| Unequivocally yes. You can try it yourself, there's subreddits for it where you can learn much more. For CIA documentation, search FOIA reading room for "PROJECT CENTER LANE" Here's a quote from a special access program briefing transcript[1]: Over 85% of our operational missions have produced accurate target information. Even more significant, approximately 50% of the 700 missions produced usable intelligence. Note that 50% is not "no better than chance" because the data produced are not binary selections, but things that other intelligence sources give, such as structure layouts, facility purposes, machine blueprints, site and personnel locations. The FOIA documentation is overwhelming in its confirmation of this as an intelligence sensor on par with other sources, which leads me to believe that the AIR report (which you can also search for online) was partially disinfo designed to soften the blow of releasing that this is possible, and I'm quite sure that government and corporate use of psi continues to this day.

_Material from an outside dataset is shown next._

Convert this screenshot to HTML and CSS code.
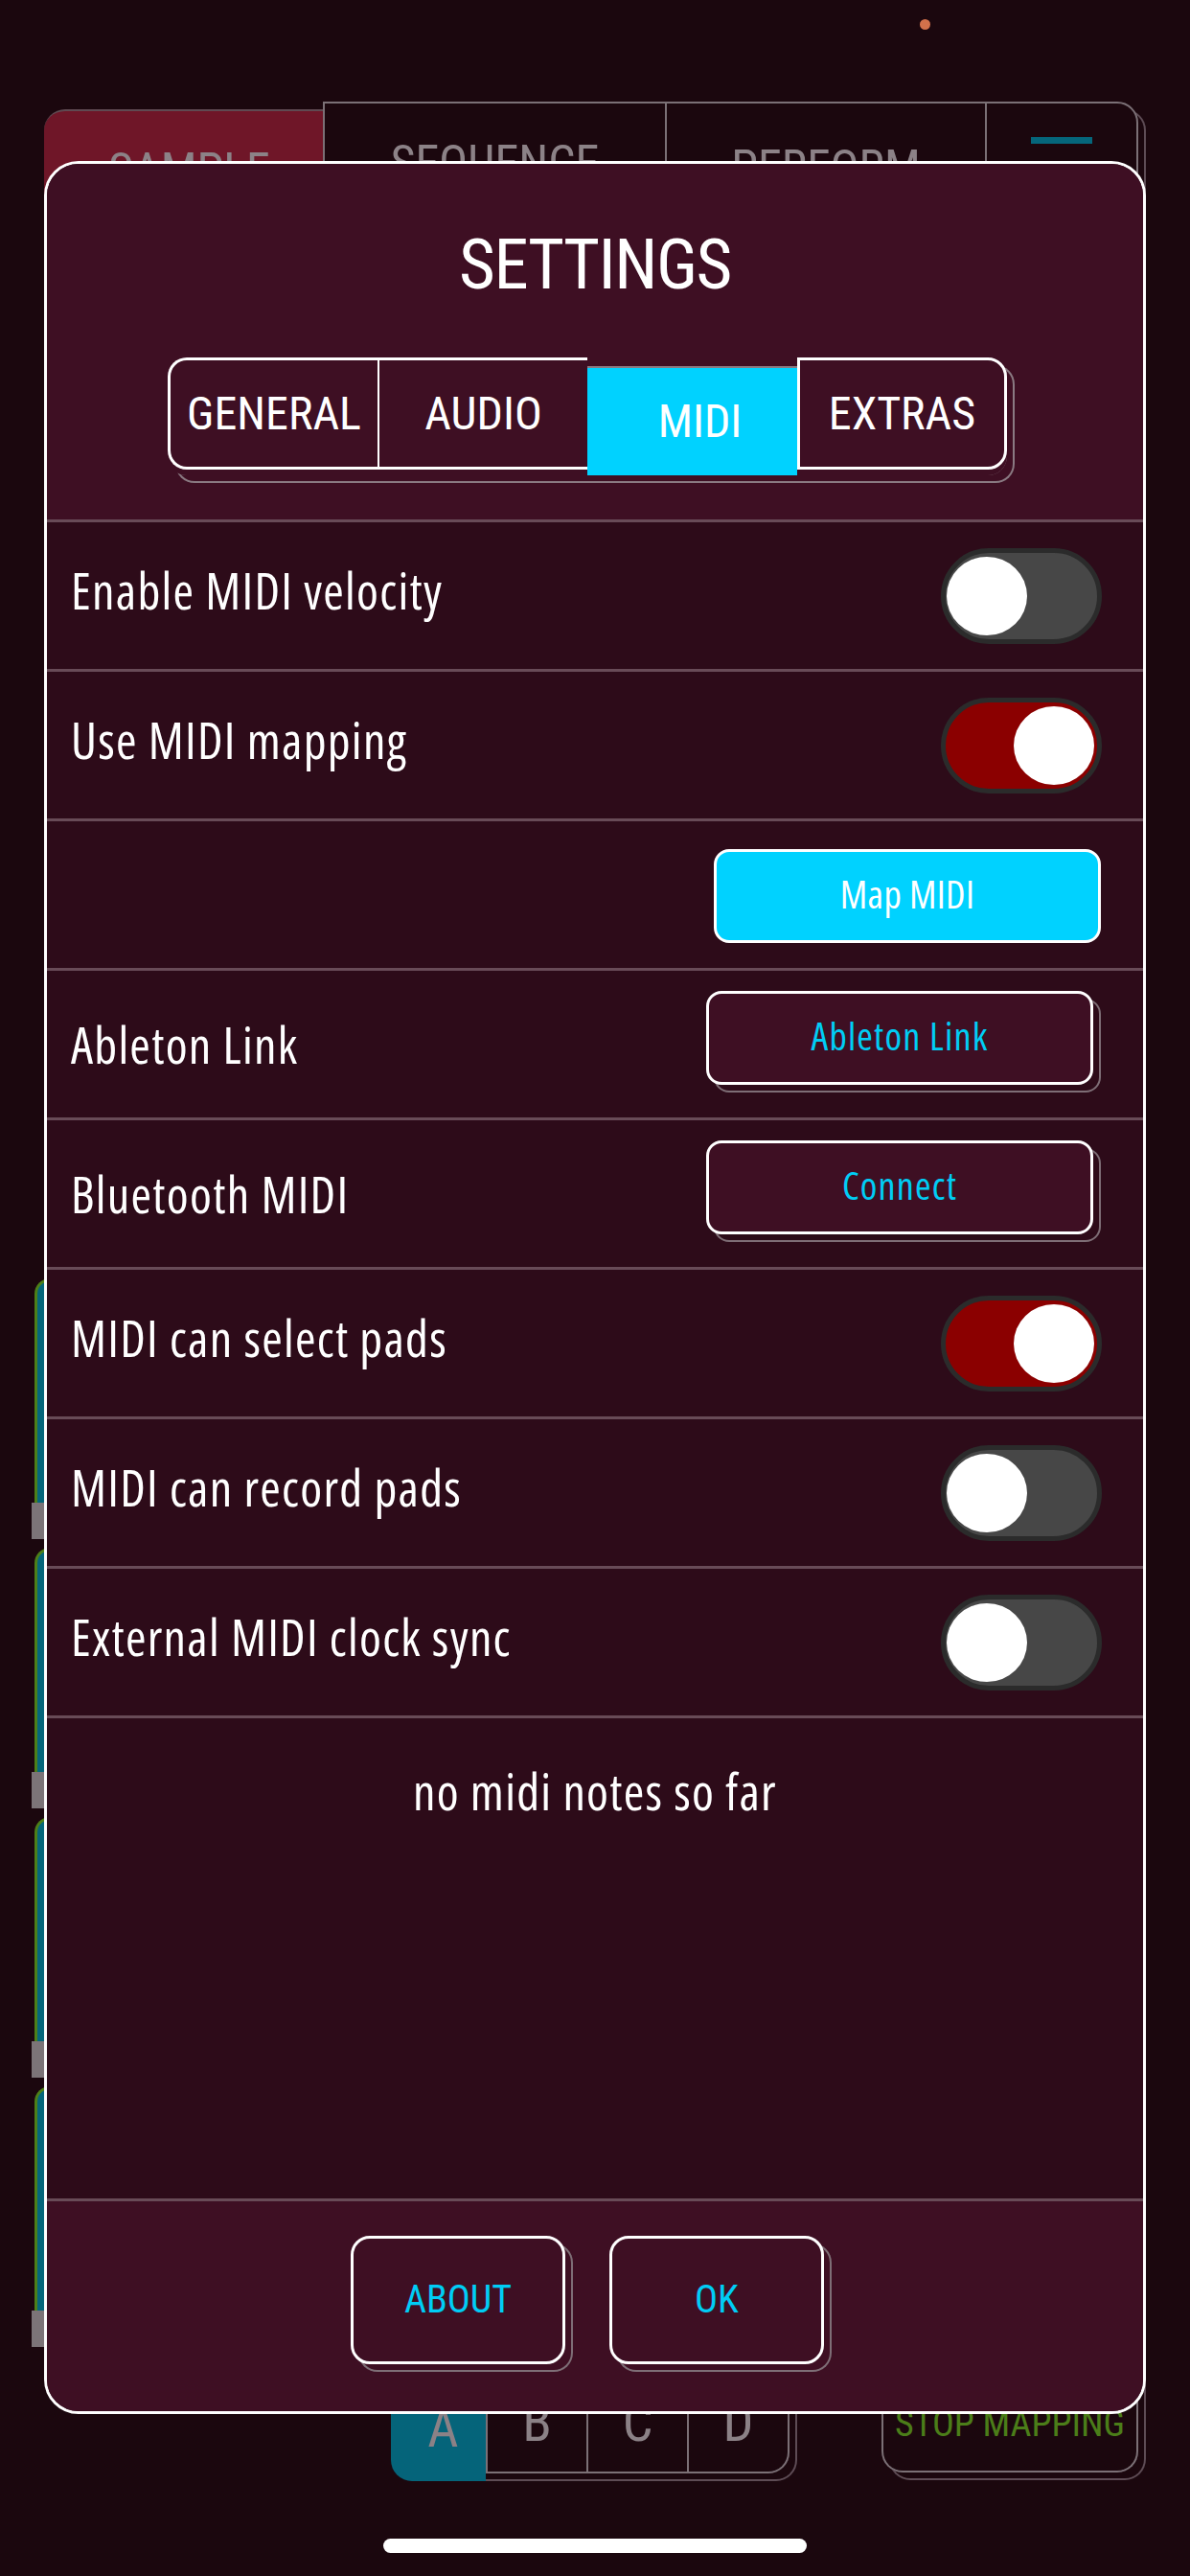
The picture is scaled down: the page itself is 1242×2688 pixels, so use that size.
FILE: index.html
```html
<!DOCTYPE html>
<html lang="en">
<head>
<meta charset="utf-8">
<title>Settings</title>
<link rel="stylesheet" href="styles.css">
</head>
<body>
<div class="app">
  <div class="status"><span class="mic-dot"></span></div>

  <nav class="topnav">
    <div class="nav-sample"><span>SAMPLE</span></div>
    <div class="nav-box">
      <div class="nav-cell nav-seq"><span>SEQUENCE</span></div>
      <div class="nav-cell nav-perf"><span>PERFORM</span></div>
      <div class="nav-cell nav-menu"><span class="bar"></span><span class="bar"></span><span class="bar"></span></div>
    </div>
  </nav>

  <div class="pads">
    <div class="pad"><div class="pad-body"></div><div class="pad-foot"></div></div>
    <div class="pad"><div class="pad-body"></div><div class="pad-foot"></div></div>
    <div class="pad"><div class="pad-body"></div><div class="pad-foot"></div></div>
    <div class="pad"><div class="pad-body"></div><div class="pad-foot"></div></div>
  </div>

  <div class="bottombar">
    <div class="banks">
      <div class="bank bank-active"><span>A</span></div>
      <div class="bank"><span>B</span></div>
      <div class="bank"><span>C</span></div>
      <div class="bank"><span>D</span></div>
    </div>
    <div class="stopmap"><span>STOP MAPPING</span></div>
  </div>

  <div class="home"></div>
</div>

<div class="dialog">
  <div class="dlg-head">
    <div class="title">SETTINGS</div>
    <div class="tabs">
      <div class="tab tab-first">GENERAL</div>
      <div class="tab tab-mid">AUDIO</div>
      <div class="tab tab-active">MIDI</div>
      <div class="tab tab-last">EXTRAS</div>
    </div>
  </div>

  <div class="row">
    <span class="label">Enable MIDI velocity</span>
    <span class="toggle"><span class="knob"></span></span>
  </div>
  <div class="row">
    <span class="label">Use MIDI mapping</span>
    <span class="toggle toggle-on"><span class="knob"></span></span>
  </div>
  <div class="row row-end">
    <span class="btn btn-pressed">Map MIDI</span>
  </div>
  <div class="row row-btn">
    <span class="label">Ableton Link</span>
    <span class="btn">Ableton Link</span>
  </div>
  <div class="row row-btn">
    <span class="label">Bluetooth MIDI</span>
    <span class="btn">Connect</span>
  </div>
  <div class="row">
    <span class="label">MIDI can select pads</span>
    <span class="toggle toggle-on"><span class="knob"></span></span>
  </div>
  <div class="row">
    <span class="label">MIDI can record pads</span>
    <span class="toggle"><span class="knob"></span></span>
  </div>
  <div class="row">
    <span class="label">External MIDI clock sync</span>
    <span class="toggle"><span class="knob"></span></span>
  </div>

  <div class="notes">no midi notes so far</div>

  <div class="dlg-foot">
    <span class="fbtn">ABOUT</span>
    <span class="fbtn">OK</span>
  </div>
</div>
</body>
</html>
```
FILE: styles.css
```css
html, body {
  margin: 0;
  padding: 0;
}
body {
  width: 1242px;
  height: 2688px;
  background: #1b070e;
  position: relative;
  overflow: hidden;
  font-family: "Open Sans", "DejaVu Sans", sans-serif;
  color: #fff;
}

/* ---------- background app ---------- */
.app {
  display: flex;
  flex-direction: column;
  height: 2688px;
}
.status {
  height: 106px;
  box-sizing: border-box;
  padding: 20px 0 0 960px;
  display: flex;
  align-items: flex-start;
}
.mic-dot {
  width: 11px;
  height: 11px;
  border-radius: 50%;
  background: #d2714b;
}

.topnav {
  display: flex;
  align-items: flex-start;
  margin-left: 46px;
  height: 128px;
  font-family: Roboto, "DejaVu Sans", sans-serif;
  font-stretch: 75%;
  font-size: 50px;
  line-height: 50px;
  color: #8c8287;
}
.nav-sample {
  width: 291px;
  height: 120px;
  margin-top: 8px;
  box-sizing: border-box;
  background: #6f1628;
  border-top: 2px solid #5f4a52;
  border-radius: 22px 0 0 0;
  padding: 37px 0 0 12px;
  text-align: center;
}
.nav-box {
  width: 851px;
  height: 128px;
  box-sizing: border-box;
  display: flex;
  border: 2px solid #7b7076;
  border-radius: 0 22px 0 0;
  background: #1b070e;
  box-shadow: 8px 8px 0 -2px #1b070e, 8px 8px 0 0 #5e4c55;
}
.nav-cell {
  box-sizing: border-box;
  text-align: center;
}
.nav-seq { width: 355px; padding-top: 37px; }
.nav-perf { width: 334px; padding-top: 42px; border-left: 2px solid #7b7076; }
.nav-menu {
  flex: 1;
  border-left: 2px solid #7b7076;
  display: flex;
  flex-direction: column;
  align-items: center;
  gap: 22px;
  padding-top: 35px;
}
.nav-menu .bar {
  width: 64px;
  height: 7px;
  background: #05667b;
}

.pads {
  margin-top: 1100px;
  display: flex;
  flex-direction: column;
  gap: 9px;
}
.pad {
  margin-left: 33px;
  width: 300px;
}
.pad-body {
  height: 231px;
  margin-left: 3px;
  border-left: 3px solid #4d7f18;
  border-top: 3px solid #4d7f18;
  border-top-left-radius: 16px;
  background: #05667b;
}
.pad-foot {
  height: 38px;
  background: #7c7478;
}

.bottombar {
  display: flex;
  align-items: flex-start;
  margin-top: 12px;
  padding-left: 408px;
  font-family: Roboto, "DejaVu Sans", sans-serif;
  font-stretch: 75%;
}
.banks {
  width: 416px;
  height: 120px;
  box-sizing: border-box;
  display: flex;
  border: 2px solid #7b7076;
  border-left: none;
  border-radius: 0 0 22px 22px;
  box-shadow: 8px 8px 0 -2px #1b070e, 8px 8px 0 0 #5e4c55;
}
.bank {
  flex: 1;
  box-sizing: border-box;
  border-left: 2px solid #7b7076;
  text-align: center;
  font-size: 56px;
  line-height: 56px;
  padding-top: 37px;
  color: #8b8186;
}
.bank-active {
  flex: 0 0 99px;
  height: 126px;
  border-left: none;
  background: #05647a;
  border-radius: 0 0 0 22px;
  padding: 43px 0 0 10px;
}
.stopmap {
  width: 268px;
  height: 120px;
  margin-left: 96px;
  margin-top: -1px;
  box-sizing: border-box;
  border: 2px solid #7b7076;
  border-top: none;
  border-radius: 0 0 22px 22px;
  box-shadow: 8px 8px 0 -2px #1b070e, 8px 8px 0 0 #5e4c55;
  text-align: center;
  font-size: 38px;
  line-height: 38px;
  padding-top: 50px;
  color: #4b7d19;
}
.home {
  margin: 68px 0 0 400px;
  width: 442px;
  height: 15px;
  border-radius: 8px;
  background: #fff;
}

/* ---------- settings dialog ---------- */
.dialog {
  position: absolute;
  left: 46px;
  top: 168px;
  width: 1150px;
  height: 2351px;
  box-sizing: border-box;
  border: 3px solid #fff;
  border-radius: 36px;
  background: #2d0b19;
  overflow: hidden;
  display: flex;
  flex-direction: column;
}
.dlg-head {
  flex: 0 0 371px;
  background: #3e0f23;
  display: flex;
  flex-direction: column;
  align-items: flex-start;
}
.title {
  align-self: stretch;
  margin-top: 68px;
  text-align: center;
  font-family: Roboto, "DejaVu Sans", sans-serif;
  font-stretch: 75%;
  font-size: 73px;
  line-height: 75px;
  letter-spacing: -1.5px;
}
.tabs {
  margin: 59px 0 0 126px;
  display: flex;
  align-items: flex-start;
  border-radius: 20px;
  box-shadow: 8px 8px 0 -2px #3e0f23, 8px 8px 0 0 #8a7a82;
  font-family: Roboto, "DejaVu Sans", sans-serif;
  font-stretch: 75%;
  font-size: 48px;
  line-height: 48px;
}
.tab {
  width: 219px;
  height: 117px;
  box-sizing: border-box;
  display: flex;
  align-items: center;
  justify-content: center;
  background: #3e0f23;
  border-top: 3px solid #fff;
  border-bottom: 3px solid #fff;
}
.tab-first {
  border-left: 3px solid #fff;
  border-radius: 20px 0 0 20px;
}
.tab-mid {
  border-left: 2px solid #fff;
}
.tab-active {
  height: 114px;
  margin-top: 9px;
  padding-left: 16px;
  background: #00d2ff;
  border-top: 2px solid #8a7a82;
  border-bottom: none;
}
.tab-last {
  border-left: 3px solid #fff;
  border-right: 3px solid #fff;
  border-radius: 0 20px 20px 0;
}

.row {
  flex: 0 0 156px;
  box-sizing: border-box;
  border-top: 3px solid #684b57;
  display: flex;
  align-items: center;
  justify-content: space-between;
  padding: 0 43px 0 25px;
}
.row-end {
  justify-content: flex-end;
}
.label {
  font-stretch: 75%;
  font-size: 52px;
  line-height: 52px;
  letter-spacing: 1.3px;
  padding-bottom: 12px;
  white-space: nowrap;
}
.row-btn .label {
  padding-bottom: 0;
}
.toggle {
  width: 168px;
  height: 100px;
  box-sizing: border-box;
  border: 5px solid #2b2b2b;
  border-radius: 50px;
  background: #474747;
  display: flex;
  align-items: center;
  padding: 0 1px;
}
.toggle-on {
  background: #8b0000;
  justify-content: flex-end;
  padding: 0 3px;
}
.knob {
  width: 84px;
  height: 82px;
  border-radius: 50%;
  background: #fff;
}
.btn {
  width: 404px;
  height: 98px;
  box-sizing: border-box;
  margin: 0 9px 14px 0;
  border: 3px solid #fff;
  border-radius: 16px;
  background: #3e0f23;
  box-shadow: 8px 8px 0 -2px #2d0b19, 8px 8px 0 0 #7e6e76;
  display: flex;
  align-items: center;
  justify-content: center;
  color: #00cdf5;
  font-stretch: 75%;
  font-size: 40px;
  line-height: 40px;
  letter-spacing: 1.2px;
  padding-bottom: 4px;
}
.btn-pressed {
  transform: translate(8px, 8px);
  box-shadow: none;
  background: #00d2ff;
  color: #fff;
  letter-spacing: 0.4px;
}

.notes {
  flex: 1;
  border-top: 3px solid #684b57;
  padding-top: 50px;
  text-align: center;
  font-stretch: 75%;
  font-size: 52px;
  line-height: 52px;
  letter-spacing: 1.3px;
}

.dlg-foot {
  flex: 0 0 222px;
  box-sizing: border-box;
  border-top: 3px solid #684b57;
  background: #3e0f23;
  display: flex;
  justify-content: center;
  align-items: flex-start;
  gap: 46px;
  padding: 36px 16px 0 0;
}
.fbtn {
  width: 224px;
  height: 134px;
  box-sizing: border-box;
  border: 3px solid #fff;
  border-radius: 20px;
  background: #3e0f23;
  box-shadow: 8px 8px 0 -2px #3e0f23, 8px 8px 0 0 #7e6e76;
  display: flex;
  align-items: center;
  justify-content: center;
  color: #00cdf5;
  font-family: Roboto, "DejaVu Sans", sans-serif;
  font-stretch: 75%;
  font-size: 40px;
  line-height: 40px;
}
```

Perhaps the FOIA release was also part of a limited hangout designed to yield some control over the narrative and provide a pretext for dismissal to protect ongoing classified programs. Here's a MS Strategic Intelligence thesis from the Defense Intelligence College that gives a good overview: https://www.cia.gov/readingroom/docs/CIA-RDP96-00789R0026002... [1]: https://www.cia.gov/readingroom/docs/CIA-RDP96-00788R0017003... |
I'm not really qualified to read through CIA papers. People who are seem to not agree with you.
If remote viewing works, wouldn't all major companies have departments full of viewers spying on competitors?
I'll note that the James Randi prize has not been won.